A lot of people think they understand risk, but they actually don’t.
Risk is a combination of 3 things, but it’s essentially a measure of how potentially bad a situation is.
Those 3 things are:
- Preferences – What’s bad for me might not be bad for you, and my pain threshold might be different.
- Distribution – The spread of the different outcomes
- Sensitivity - An idea of by how much we’re affected by a small change from status quo
My favourite analogy for explaining risk is this:
a) A man is sitting on the edge of a cliff that has been completely sturdy for as long as he has know, it’s a beautiful day, and there’s no wind.... is that risky ?
- No.
b) The man is now standing, and the wind is blowing a light breeze.... is that risky ?
- Yes, it sounds pretty risky... he cld fall off and die.
c) Suppose he has paragliding equipment on
- Ah, It’s not risky now, looks like he’s going paragliding
d) Now suppose the wind picks up... is it risky now ?
- Y, it’s riskier now, he could be blown off before he’s ready.
e) Now lets say he straps his feet to the ground and takes off his paragliding equipment
- Well, it’s not risky any more no matter how hard the wind blows
f) Now suppose he’s standing away from the cliff, and the wind is blowing hard.
- Well, it cld be very risky if the wind is blowing at such a strength that he’s unable to move further away from the cliff
g) Now, we thought it wld never happen but the whole cliff gives way... and he dies...
– it turns out is was risky to sit on the cliff !
Lets now have a look at how this analogy works in the financial world of investment banking:
a) A CEO is sitting on a massive portfolio of CDO’s and property prices have gone up for as long as he has know.... is that risky ?
– No... Or at least that’s what his risk models will be telling him.
b) Property prices go down for the first time in ages.... is that risky ?
- Yes, it sounds pretty risky... there’s a chance he cld be blown closer to the financial cliff
c) Suppose he has had enough of investment banking and is looking for a way to retire
- Ah, It’s not risky now, looks like he doesn’t really care
d) Now suppose the pace of property price falls picks up... is it risky now ?
- Y, it’s riskier now, he could be blown off before he can get out of his positions.
e) He sells all the positions to the market
- Well, it’s not risky any more no matter how far prices go down
f) He has re-entered the market albeit with smaller positions, but the market is now going down fast.
- Well, it cld be very risky if the liquidity in the market dries up and he’s unable to sell them
g) Now, all assets become completely illiquid, and the market tanks.
– it turn out is was risky to sit on the financial cliff !
- Our investment banks assumed that the market would never go down based on only a few observations !
In this example, the preferences are the easiest to explain.
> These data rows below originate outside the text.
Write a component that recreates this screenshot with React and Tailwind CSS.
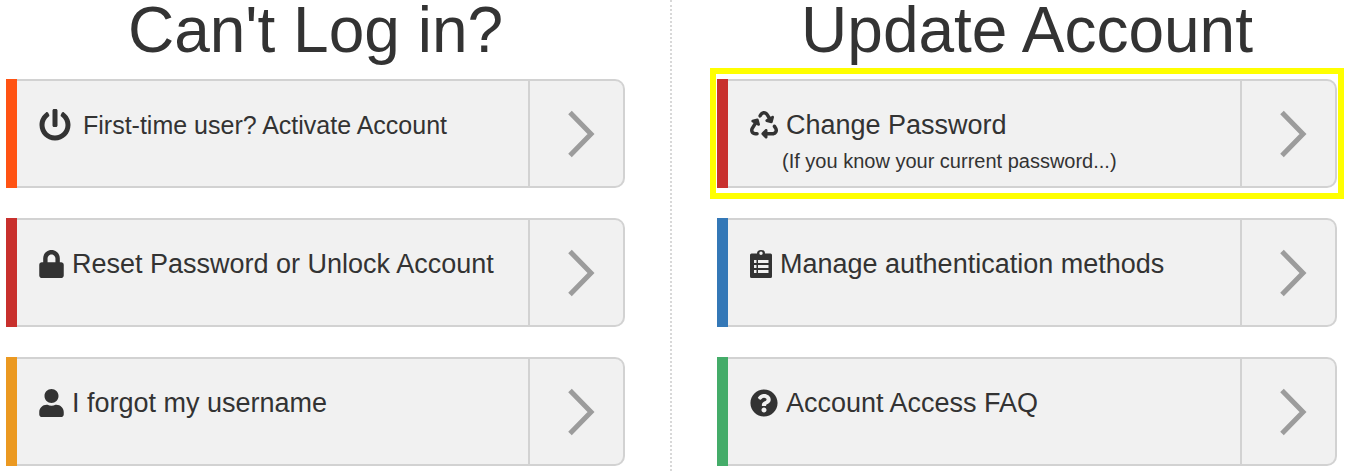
import React from 'react';
import { FaLock, FaPowerOff, FaQuestionCircle, FaUser } from 'react-icons/fa';
import { FaRecycle } from 'react-icons/fa6';

function ClipboardIcon({ className }) {
  return (
    <svg viewBox="0 0 22 28" className={className} fill="currentColor" aria-hidden="true">
      <path
        fillRule="evenodd"
        d="M1.500 3.500h5.500a4 3.500 0 0 1 8 0H20.500a1.500 1.500 0 0 1 1.500 1.500v21.500a1.500 1.500 0 0 1-1.500 1.500H1.500a1.500 1.500 0 0 1-1.500-1.500V5a1.500 1.500 0 0 1 1.500-1.500zM11 1.500a1.700 1.700 0 1 0 0 3.400a1.700 1.700 0 0 0 0-3.400zM4 10v3h2.500v-3zM8 10v3h10.500v-3zM4 15v3h2.500v-3zM8 15v3h10.500v-3zM4 20v3h2.500v-3zM8 20v3h10.500v-3z"
      />
    </svg>
  );
}

const loginLinks = [
  {
    label: 'First-time user? Activate Account',
    icon: <FaPowerOff className="size-8 shrink-0" />,
    bar: 'bg-[#ff5313]',
    text: 'gap-3 text-[25px]',
  },
  {
    label: 'Reset Password or Unlock Account',
    icon: <FaLock className="h-7 w-[25px] shrink-0" />,
    bar: 'bg-[#c8302d]',
    text: 'gap-2 text-[27px]',
  },
  {
    label: 'I forgot my username',
    icon: <FaUser className="h-7 w-[25px] shrink-0" />,
    bar: 'bg-[#eb9921]',
    text: 'gap-2 text-[27px]',
  },
];

const accountLinks = [
  {
    label: 'Change Password',
    note: '(If you know your current password...)',
    icon: <FaRecycle className="size-7 shrink-0" />,
    bar: 'bg-[#c8302d]',
    text: 'gap-2 text-[27px]',
    highlighted: true,
  },
  {
    label: 'Manage authentication methods',
    icon: <ClipboardIcon className="h-7 w-[22px] shrink-0" />,
    bar: 'bg-[#3478b7]',
    text: 'gap-2 text-[27px]',
  },
  {
    label: 'Account Access FAQ',
    icon: <FaQuestionCircle className="size-7 shrink-0" />,
    bar: 'bg-[#44ac69]',
    text: 'gap-2 text-[27px]',
  },
];

function LinkCard({ label, note, icon, bar, text, highlighted }) {
  return (
    <a href="#" className="relative flex min-h-[109px] text-[#333]">
      <span className={`w-[11px] shrink-0 ${bar}`} />
      <span className="flex flex-1 rounded-r-[10px] border-2 border-l-0 border-[#d2d2d2] bg-[#f1f1f1]">
        <span className="flex-1 pt-[26px] pl-[22px]">
          <span className={`flex items-center leading-9 ${text}`}>
            {icon}
            {label}
          </span>
          {note && <span className="block pl-8 text-[20px] leading-9">{note}</span>}
        </span>
        <span className="flex w-[95px] shrink-0 items-center border-l-2 border-[#d2d2d2] pl-[38px]">
          <svg viewBox="0 0 28 48" className="h-12 w-7" fill="none" stroke="#9c9c9c" strokeWidth="5" aria-hidden="true">
            <path d="M2 2.500L23 24L2 45.500" />
          </svg>
        </span>
      </span>
      {highlighted && (
        <span className="pointer-events-none absolute -inset-x-[7px] -inset-y-[11px] border-6 border-[#ffff00]" />
      )}
    </a>
  );
}

function LinkColumn({ title, links, className }) {
  return (
    <section className={className}>
      <h1 className="mb-[19px] text-center text-[64px] leading-[60px] text-[#333]">{title}</h1>
      <div className="flex flex-col gap-[30px]">
        {links.map(link => (
          <LinkCard key={link.label} {...link} />
        ))}
      </div>
    </section>
  );
}

export default function App() {
  return (
    <main className="grid grid-cols-[672fr_673fr] bg-white font-['Liberation_Sans',Arial,sans-serif]">
      <LinkColumn
        title="Can't Log in?"
        links={loginLinks}
        className="border-r-2 border-dotted border-[#d8d8d8] pr-[45px] pb-[5px] pl-1.5"
      />
      <LinkColumn title="Update Account" links={accountLinks} className="pr-2 pl-[45px]" />
    </main>
  );
}
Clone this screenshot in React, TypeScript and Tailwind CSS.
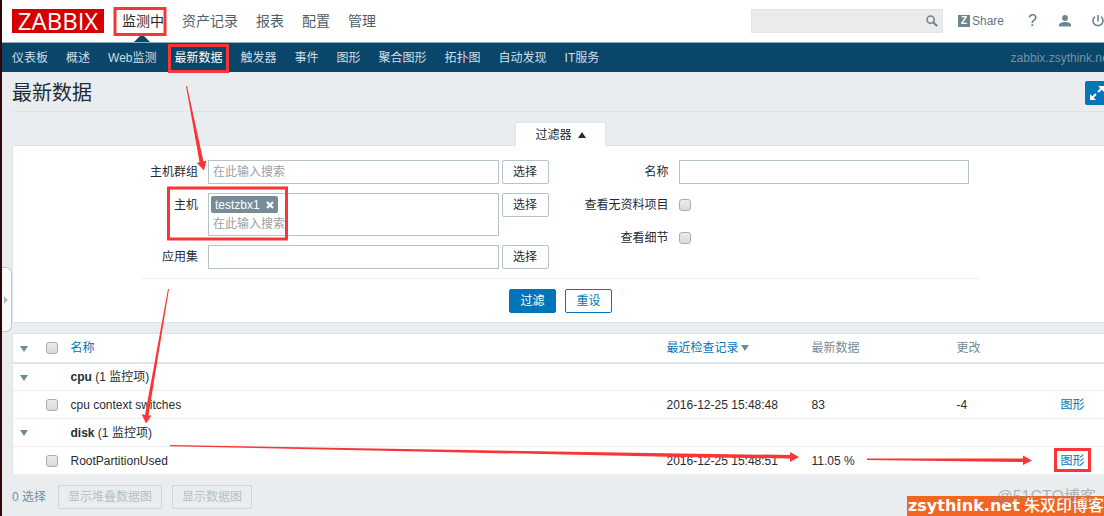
import React from 'react';

interface Item {
    name: string;
    lastCheck: string;
    value: string;
    change: string;
}

interface ItemGroup {
    name: string;
    items: Item[];
}

const MAIN_MENU = ['监测中', '资产记录', '报表', '配置', '管理'];
const SUB_MENU = ['仪表板', '概述', 'Web监测', '最新数据', '触发器', '事件', '图形', '聚合图形', '拓扑图', '自动发现', 'IT服务'];

const GROUPS: ItemGroup[] = [
    { name: 'cpu', items: [{ name: 'cpu context switches', lastCheck: '2016-12-25 15:48:48', value: '83', change: '-4' }] },
    { name: 'disk', items: [{ name: 'RootPartitionUsed', lastCheck: '2016-12-25 15:48:51', value: '11.05 %', change: '' }] },
];

const SearchIcon = () => (
    <svg width="12" height="12" viewBox="0 0 12 12" fill="none" stroke="#6f8591">
        <circle cx="4.6" cy="4.6" r="3.6" strokeWidth="1.6" />
        <path d="M7.2 7.2L11.2 11.2" strokeWidth="2" />
    </svg>
);

const UserIcon = () => (
    <svg width="12" height="12" viewBox="0 0 12 12" fill="#6f8591">
        <circle cx="6" cy="3" r="2.9" />
        <path d="M0 11.6V10C0 8 3 7 6 7s6 1 6 3v1.6z" />
    </svg>
);

const PowerIcon = () => (
    <svg width="12" height="12" viewBox="0 0 12 12" fill="none" stroke="#6f8591" strokeWidth="1.6">
        <path d="M6 0v6.4M3 1.6a5 5 0 1 0 6 0" />
    </svg>
);

const ExpandIcon = () => (
    <svg width="16" height="16" viewBox="0 0 16 16" fill="#fff" stroke="#fff">
        <path d="M9 1h6v6zM1 9v6h6z" stroke="none" />
        <path d="M9 7L13 3M3 13L7 9" strokeWidth="2" />
    </svg>
);

const Caret: React.FC<{ up?: boolean; color?: string }> = ({ up, color = '#6f8a98' }) => (
    <svg width="8" height="6" viewBox="0 0 8 6" fill={color} className="inline-block">
        <path d={up ? 'M4 0L8 6H0z' : 'M0 0H8L4 6z'} />
    </svg>
);

const Checkbox: React.FC<{ id?: string; label?: string }> = ({ id, label }) => (
    <input
        id={id}
        type="checkbox"
        aria-label={label}
        className="block size-3 appearance-none rounded-[3px] border border-[#adadad] bg-linear-to-b from-[#ececec] to-[#dadada] checked:bg-[#0275b8]"
    />
);

const SelectButton = () => (
    <button type="button" className="h-6 w-[47px] shrink-0 rounded-[2px] border border-[#b5c4cb] bg-white hover:bg-gray-50">
        选择
    </button>
);

const Header = () => (
    <header className="overflow-hidden bg-white">
        <div className="flex h-[42px] items-center pl-[10px]">
            <a href="#" className="flex h-6 w-[92px] items-center justify-center bg-[#d40000] font-['Open_Sans'] text-2xl leading-6 font-medium text-white">
                ZABBIX
            </a>
            <nav className="ml-[18px] flex h-full gap-[18px] text-sm text-[#4f5f68]">
                {MAIN_MENU.map((label, i) => (
                    <a key={label} href="#" className={`relative flex items-center ${i === 0 ? 'text-[#1f2c33]' : ''}`}>
                        {label}
                        {i === 0 && (
                            <svg width="16" height="8" viewBox="0 0 16 8" className="absolute bottom-0 left-3" fill="#0a466a">
                                <path d="M8 0L16 8H0z" />
                            </svg>
                        )}
                    </a>
                ))}
            </nav>
            <div className="ml-auto flex items-center text-[#5f7480]">
                <div className="flex h-6 w-48 items-center border border-[#e3e3e3] bg-[#ebebeb] pr-1">
                    <input type="text" aria-label="搜索" className="min-w-0 flex-1 px-1 outline-none" />
                    <button type="button" aria-label="搜索"><SearchIcon /></button>
                </div>
                <a href="#" className="ml-[15px] flex items-center gap-[2px]">
                    <span className="flex size-3 items-center justify-center bg-[#6f8591] text-[10px] font-bold leading-3 text-white">Z</span>
                    Share
                </a>
                <a href="#" className="ml-6 w-[7px] text-center text-base leading-4">?</a>
                <a href="#" aria-label="用户" className="ml-6"><UserIcon /></a>
                <a href="#" aria-label="退出" className="ml-[21px]"><PowerIcon /></a>
            </div>
        </div>
        <div className="border-t border-[#8fb0bd] bg-[#0a466a]">
            <nav className="-mr-2 flex h-[29px] gap-[18px] pl-[10px] text-[#cfdfe7]">
                {SUB_MENU.map(label => (
                    <a
                        key={label}
                        href="#"
                        className={`flex items-center border-y-2 border-t-transparent ${label === '最新数据' ? 'border-b-[#0f7dc8] text-white' : 'border-b-transparent'}`}
                    >
                        {label}
                    </a>
                ))}
                <span className="ml-auto flex items-center text-[#6f92a6]">zabbix.zsythink.net</span>
            </nav>
        </div>
    </header>
);

const Filter = () => (
    <section>
        <div className="flex justify-center">
            <button type="button" className="-mb-px flex h-6 w-[91px] items-center justify-center gap-[6px] border border-b-0 border-[#dfe4e7] bg-white">
                过滤器 <Caret up color="#1f2c33" />
            </button>
        </div>
        <form className="border border-[#dfe4e7] bg-white pt-[14px] pb-[9px]" onSubmit={e => e.preventDefault()}>
            <div className="mx-auto max-w-[837px]">
                <div className="grid grid-cols-2 border-b border-[#ebeef0] pb-[9px]">
                    <div className="space-y-[9px] pr-3">
                        <div className="flex">
                            <label htmlFor="groups" className="mr-[10px] w-14 text-right leading-6">主机群组</label>
                            <input id="groups" placeholder="在此输入搜索" className="mr-[3px] h-6 min-w-0 flex-1 border border-[#b5c4cb] px-1 outline-none placeholder:text-[#a0a0a0]" />
                            <SelectButton />
                        </div>
                        <div className="flex items-start">
                            <label htmlFor="hosts" className="mr-[10px] w-14 text-right leading-6">主机</label>
                            <div className="mr-[3px] min-w-0 flex-1 border border-[#b5c4cb] px-[2px] pt-[2px]">
                                <span className="flex h-[17px] w-[67px] items-center justify-between rounded-[2px] bg-[#768d99] px-1 text-white">
                                    testzbx1
                                    <button type="button" aria-label="移除 testzbx1">
                                        <svg width="8" height="8" viewBox="0 0 8 8" stroke="#fff" strokeWidth="2.2">
                                            <path d="M1 1L7 7M7 1L1 7" />
                                        </svg>
                                    </button>
                                </span>
                                <input id="hosts" placeholder="在此输入搜索" className="block h-[22px] w-full px-[2px] outline-none placeholder:text-[#a0a0a0]" />
                            </div>
                            <SelectButton />
                        </div>
                        <div className="flex">
                            <label htmlFor="app" className="mr-[10px] w-14 text-right leading-6">应用集</label>
                            <input id="app" className="mr-[3px] h-6 min-w-0 flex-1 border border-[#b5c4cb] px-1 outline-none" />
                            <SelectButton />
                        </div>
                    </div>
                    <div className="space-y-[9px] pr-[10px] pl-3">
                        <div className="flex">
                            <label htmlFor="name" className="mr-[10px] w-24 text-right leading-6">名称</label>
                            <input id="name" className="h-6 min-w-0 flex-1 border border-[#b5c4cb] px-1 outline-none" />
                        </div>
                        <div className="flex items-center">
                            <label htmlFor="nodata" className="mr-[10px] w-24 text-right leading-6">查看无资料项目</label>
                            <Checkbox id="nodata" />
                        </div>
                        <div className="flex items-center">
                            <label htmlFor="details" className="mr-[10px] w-24 text-right leading-6">查看细节</label>
                            <Checkbox id="details" />
                        </div>
                    </div>
                </div>
                <div className="mt-[10px] flex justify-center gap-[9px]">
                    <button type="submit" className="h-6 w-[47px] rounded-[2px] border border-[#0275b8] bg-[#0275b8] text-white">过滤</button>
                    <button type="reset" className="h-6 w-[47px] rounded-[2px] border border-[#0275b8] bg-white text-[#0275b8]">重设</button>
                </div>
            </div>
        </form>
    </section>
);

const DataTable = () => (
    <table className="mt-[10px] w-full table-fixed border border-[#dfe4e7] bg-white text-left">
        <colgroup>
            <col className="w-[33px]" />
            <col className="w-[25px]" />
            <col />
            <col className="w-[145px]" />
            <col className="w-[145px]" />
            <col className="w-[104px]" />
            <col className="w-12" />
        </colgroup>
        <thead>
            <tr className="h-[29px] border-b-2 border-[#dfe4e7] text-[#768d99] *:font-normal">
                <th className="pl-[7px]"><button type="button" aria-label="折叠" className="block"><Caret /></button></th>
                <th><Checkbox label="全选" /></th>
                <th><a href="#" className="text-[#0275b8]">名称</a></th>
                <th><a href="#" className="flex items-center gap-[2px] text-[#0275b8]">最近检查记录 <Caret /></a></th>
                <th>最新数据</th>
                <th>更改</th>
                <th></th>
            </tr>
        </thead>
        <tbody>
            {GROUPS.map(group => (
                <React.Fragment key={group.name}>
                    <tr className="h-7 border-b border-[#ebeef0]">
                        <td className="pl-[7px]"><button type="button" aria-label="折叠" className="block"><Caret /></button></td>
                        <td></td>
                        <td colSpan={5}><b>{group.name}</b> ({group.items.length} 监控项)</td>
                    </tr>
                    {group.items.map(item => (
                        <tr key={item.name} className="h-7 border-b border-[#ebeef0]">
                            <td></td>
                            <td><Checkbox label={item.name} /></td>
                            <td>{item.name}</td>
                            <td>{item.lastCheck}</td>
                            <td>{item.value}</td>
                            <td>{item.change}</td>
                            <td><a href="#" className="text-[#0275b8]">图形</a></td>
                        </tr>
                    ))}
                </React.Fragment>
            ))}
        </tbody>
    </table>
);

// Red boxes and arrows that walk the reader through the page
const Annotations = () => (
    <svg width="1104" height="516" viewBox="0 0 1104 516" className="pointer-events-none absolute top-0 -left-[2px] max-w-none" fill="#fb3535">
        <g fill="none" stroke="#fb3535" strokeWidth="3">
            <rect x="115" y="8.500" width="50" height="26" />
            <rect x="169.500" y="45.500" width="58" height="26" />
            <rect x="168.500" y="188" width="118" height="51" />
            <rect x="1055.500" y="449.500" width="34" height="21" />
        </g>
        <path d="M186 86L199.500 162L197 163L204 170.500L206.500 160.500L203.500 161.500L187 86Z" />
        <path d="M168 289L145 415L141.500 414L146 423.500L151.500 415.500L148.500 415.500L169 289Z" />
        <path d="M170 445L170 446.200L680 457L790 458.500V462L799 457L790 452V455L680 453.500Z" />
        <path d="M867 458.500V460L1023 462V465L1032 460.500L1023 455.500V458.500Z" />
    </svg>
);

const App: React.FC = () => {
    return (
        <div className="relative min-h-screen overflow-hidden border-l-2 border-[#2e070b] bg-[#e9edf0] font-['Liberation_Sans','Noto_Sans_CJK_SC',sans-serif] text-xs text-[#1f2c33]">
            <Header />
            <main className="-mr-[5px] pl-[10px]">
                <div className="flex h-10 items-center border-b border-[#dfe4e7] pt-[2px]">
                    <h1 className="text-xl">最新数据</h1>
                    <button type="button" aria-label="全屏" className="ml-auto flex size-6 items-center justify-center rounded-[2px] bg-[#0275b8]">
                        <ExpandIcon />
                    </button>
                </div>
                <div className="mt-[10px]">
                    <Filter />
                </div>
                <DataTable />
                <div className="mt-[10px] flex items-center gap-[10px] text-[#768d99]">
                    <span className="mr-[2px]">0 选择</span>
                    <button type="button" disabled className="h-6 rounded-[2px] border border-[#ccd5d9] px-[9px] text-[#b3c1c8]">显示堆叠数据图</button>
                    <button type="button" disabled className="h-6 rounded-[2px] border border-[#ccd5d9] px-[9px] text-[#b3c1c8]">显示数据图</button>
                </div>
            </main>
            <button type="button" aria-label="展开侧栏" className="absolute top-[267px] left-0 h-[65px] w-[10px] rounded-r-md border border-l-0 border-[#c0cad0] bg-[#fafafa]">
                <svg width="4" height="8" viewBox="0 0 4 8" fill="#b4bcc0" className="ml-[2px]">
                    <path d="M0 0L4 4L0 8z" />
                </svg>
            </button>
            <Annotations />
            <div className="absolute right-0 bottom-0 flex h-5 w-[197px] items-center justify-between overflow-hidden bg-[#f26522] pl-px whitespace-nowrap text-white">
                <span className="font-['DejaVu_Sans'] text-base font-bold leading-5">zsythink.net</span>
                <span className="text-base font-medium leading-5">朱双印博客</span>
            </div>
            <span className="absolute right-2 bottom-[9px] text-base leading-5 text-[#8a8a8a]/60">@51CTO博客</span>
        </div>
    );
};

export default App;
Here, his preferences for paragliding immediately converted the situation from being a risky one to barely being risky at all. Falling off the cliff was what his wanted to do. Relating this to our current banking crisis, preferences relate to money, and you’ll be hard pushed to find someone who actually sets out to lose money (the guy who wants to jump off the financial cliff)... So as a rule, losing money is a something you don’t want to do, and making money is something you aim to do. The edge of the cliff represents bankruptcy for the firm. However, every company has a different point at which it goes bankrupt, so that’s where preferences come in. Decisions are likely to be made based on an extreme aversion to bankruptcy.
i.e. we can handle a little risk, but not so much that it puts our organisation in jeopardy every year. Here’s a screen shot of how that works:
Here, the job of a “risk management” team is to add up all the positions the organisation takes, and come up with an Annual Probability of bankruptcy.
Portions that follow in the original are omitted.